## Aim of the exercise
Identify the lines that include the word "with", then copy all of them.

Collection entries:
——

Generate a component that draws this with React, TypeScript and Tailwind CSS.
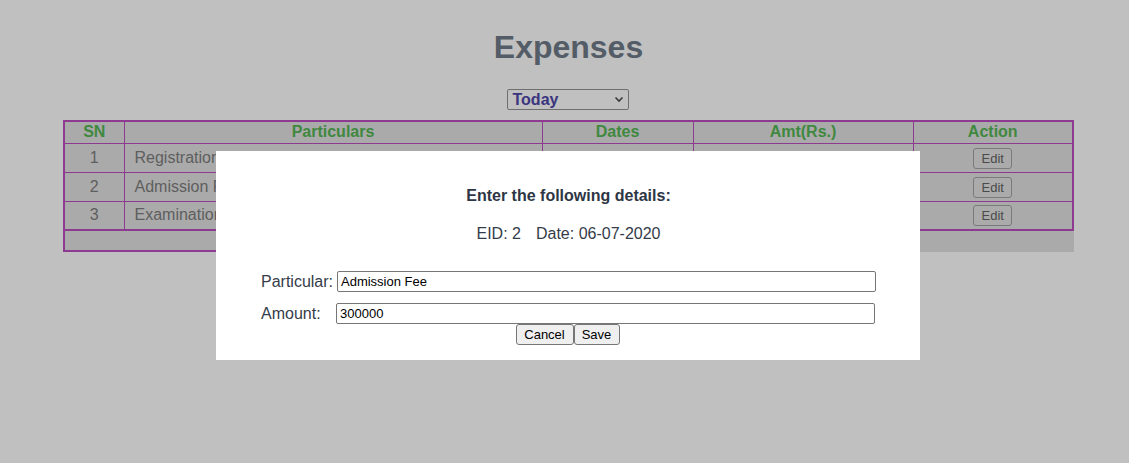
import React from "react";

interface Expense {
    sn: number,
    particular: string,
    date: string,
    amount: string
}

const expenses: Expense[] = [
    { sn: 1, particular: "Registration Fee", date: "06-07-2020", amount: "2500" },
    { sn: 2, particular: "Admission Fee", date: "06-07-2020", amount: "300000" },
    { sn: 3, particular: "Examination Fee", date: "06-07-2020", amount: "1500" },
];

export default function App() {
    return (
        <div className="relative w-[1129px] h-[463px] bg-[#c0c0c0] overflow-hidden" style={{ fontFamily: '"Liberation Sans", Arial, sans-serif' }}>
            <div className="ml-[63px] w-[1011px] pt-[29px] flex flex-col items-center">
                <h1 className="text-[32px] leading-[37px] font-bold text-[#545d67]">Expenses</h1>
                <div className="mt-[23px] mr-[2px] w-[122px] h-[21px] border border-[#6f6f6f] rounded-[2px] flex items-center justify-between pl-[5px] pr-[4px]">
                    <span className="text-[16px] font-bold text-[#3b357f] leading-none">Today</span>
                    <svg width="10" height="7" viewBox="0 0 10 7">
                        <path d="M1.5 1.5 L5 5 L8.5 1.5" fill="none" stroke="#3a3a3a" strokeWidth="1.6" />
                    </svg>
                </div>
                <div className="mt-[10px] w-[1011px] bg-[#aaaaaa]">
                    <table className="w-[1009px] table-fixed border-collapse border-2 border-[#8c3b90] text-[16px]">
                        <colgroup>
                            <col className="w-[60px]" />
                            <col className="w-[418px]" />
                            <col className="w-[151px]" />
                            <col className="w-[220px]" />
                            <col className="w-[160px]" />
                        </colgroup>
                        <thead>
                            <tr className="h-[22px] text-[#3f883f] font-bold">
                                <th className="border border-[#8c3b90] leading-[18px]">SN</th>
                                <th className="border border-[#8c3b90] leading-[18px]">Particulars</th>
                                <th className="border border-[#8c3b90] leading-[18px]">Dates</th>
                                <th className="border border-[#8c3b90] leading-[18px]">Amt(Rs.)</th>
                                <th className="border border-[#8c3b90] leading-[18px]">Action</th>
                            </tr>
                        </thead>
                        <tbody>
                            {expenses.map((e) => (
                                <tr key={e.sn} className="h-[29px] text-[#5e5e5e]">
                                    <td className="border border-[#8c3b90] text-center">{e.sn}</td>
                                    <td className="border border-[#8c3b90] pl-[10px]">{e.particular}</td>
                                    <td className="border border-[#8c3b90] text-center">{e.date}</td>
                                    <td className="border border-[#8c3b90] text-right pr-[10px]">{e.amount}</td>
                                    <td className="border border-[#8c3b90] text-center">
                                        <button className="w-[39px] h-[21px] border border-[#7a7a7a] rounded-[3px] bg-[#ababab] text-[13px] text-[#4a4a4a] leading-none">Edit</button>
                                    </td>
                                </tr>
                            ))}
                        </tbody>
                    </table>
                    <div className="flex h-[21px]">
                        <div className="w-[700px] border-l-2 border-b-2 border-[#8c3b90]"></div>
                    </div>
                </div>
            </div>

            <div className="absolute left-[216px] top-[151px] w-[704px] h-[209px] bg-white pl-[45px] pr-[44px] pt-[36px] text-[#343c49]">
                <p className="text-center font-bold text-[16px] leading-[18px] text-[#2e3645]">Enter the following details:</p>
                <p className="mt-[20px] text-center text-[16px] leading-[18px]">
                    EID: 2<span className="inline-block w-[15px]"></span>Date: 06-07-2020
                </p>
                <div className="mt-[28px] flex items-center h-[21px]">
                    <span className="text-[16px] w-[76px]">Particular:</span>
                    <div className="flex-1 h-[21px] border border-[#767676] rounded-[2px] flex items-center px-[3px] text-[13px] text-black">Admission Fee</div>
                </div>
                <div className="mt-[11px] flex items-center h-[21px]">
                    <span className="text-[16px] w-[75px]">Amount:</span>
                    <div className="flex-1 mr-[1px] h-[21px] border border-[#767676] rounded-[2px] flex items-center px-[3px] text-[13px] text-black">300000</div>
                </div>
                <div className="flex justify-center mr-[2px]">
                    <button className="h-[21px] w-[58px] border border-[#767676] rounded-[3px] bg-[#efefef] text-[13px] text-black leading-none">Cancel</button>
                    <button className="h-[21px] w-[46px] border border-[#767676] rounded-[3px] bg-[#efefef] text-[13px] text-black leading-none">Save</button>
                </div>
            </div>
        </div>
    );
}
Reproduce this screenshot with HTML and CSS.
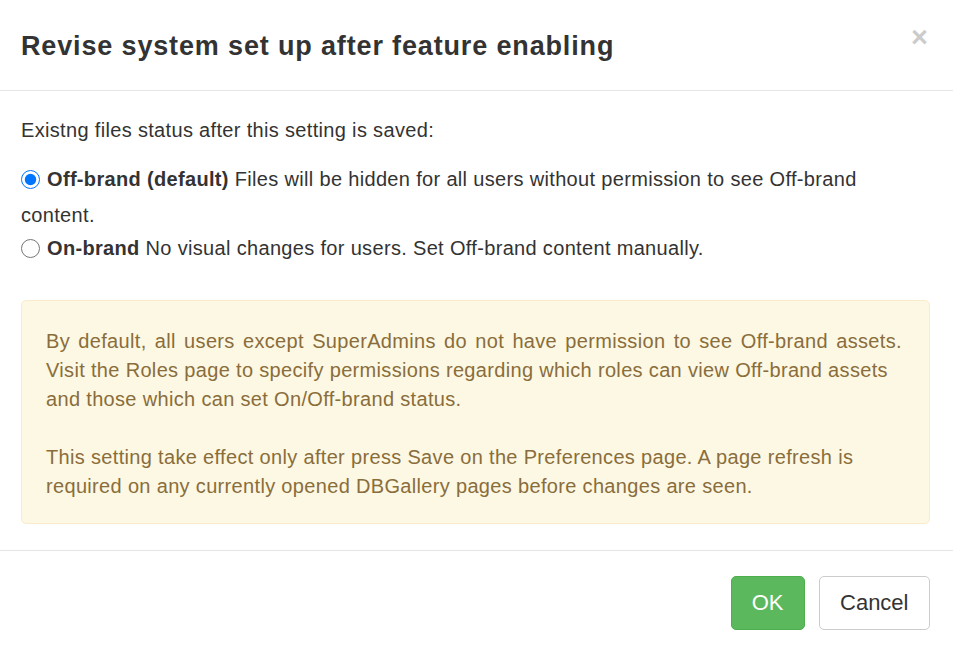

——

## Result below
Generate a component that draws this with React, TypeScript and Tailwind CSS.
Reproduce this screenshot with HTML and CSS.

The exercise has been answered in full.